Political and social demobilization at every turn – even incorporation through a ‘party of power’ does not serve ideological purposes or help mobilize. On the contrary, incorporation by the regime serves its stasis and the continuing enrichment and insulation of the elite. With some visible exceptions (who now get a lot of undeserved attention) the elite is uninterested in ideology and even governance (so an Eichmann could hardly be found). There isn’t a banality of evil. Just banality. In some senses the ‘mafia’ metaphor is better (though I criticise it here and reprise an analysis of corruption as a ‘thing’ that drives the regime here). ‘Ideology’ and ‘causes’ are dangerous to this regime.

In actual fact, most Russians’ lives are profoundly depoliticized to an unhealthy extent. Ironically, here is where Russia is open to a charge of fascism: the idea of fascism as a creeping erosion of citizenship and the achievement of the aims of totalitarianism by procedural means. The irony? The scholarship of this ‘post-fascist’ fascism is about our societies.  About the UK, European states and the United States.

So, what is Russia as a political regime? Well, my recent take is here: an authoritarian neoliberal regime of some complexity. I argue that elements of this are present in our own societies and that many states are hurtling into the precipice Russia already occupies.

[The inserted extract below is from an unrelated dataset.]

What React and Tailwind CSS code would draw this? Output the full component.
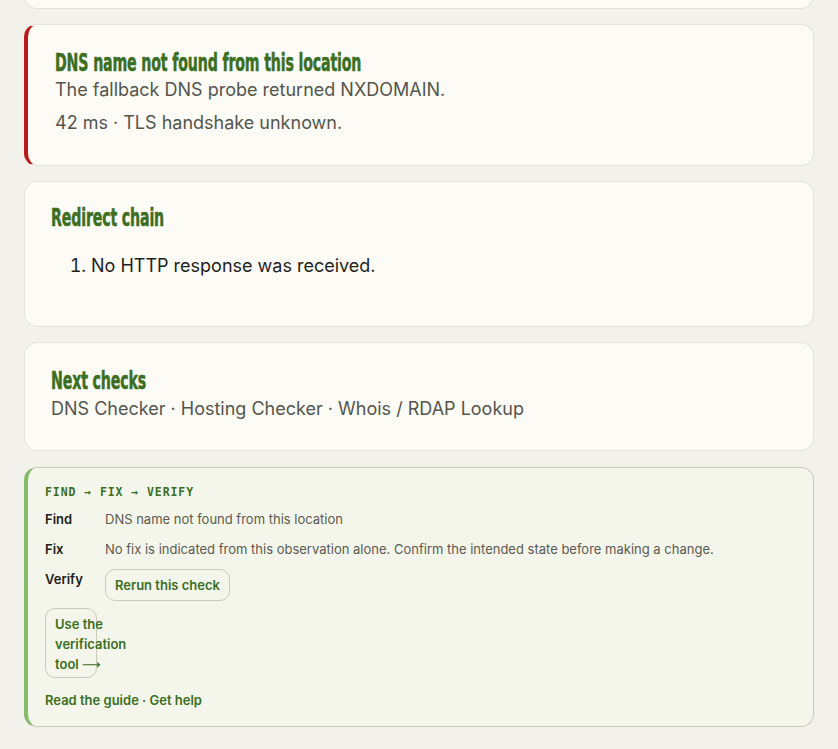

In Russia there are many forces of prefigurative politics, resistance and renewal, stacked against the seemingly dominant authoritarian power (the topic of my current book project!). Russian society has its share of neo-Nazi far-right forces which are both feared and leveraged by the elite. Other formations are far more visible and make Russia look more like….. Ukraine. There’s a liberal mainstream that dominates the ‘discourse’ beyond the state-controlled media and a strong communitarian strand of political thinking. Takes like ‘Russia is fascist’ ultimately show, once again, the unhealthy focus on the current elite, an elite that’s more and more disconnected from the majority. The invasion of Ukraine itself illustrates the intellectual, political, and institutional exhaustion of ‘Putinism’. But it proves little beyond that.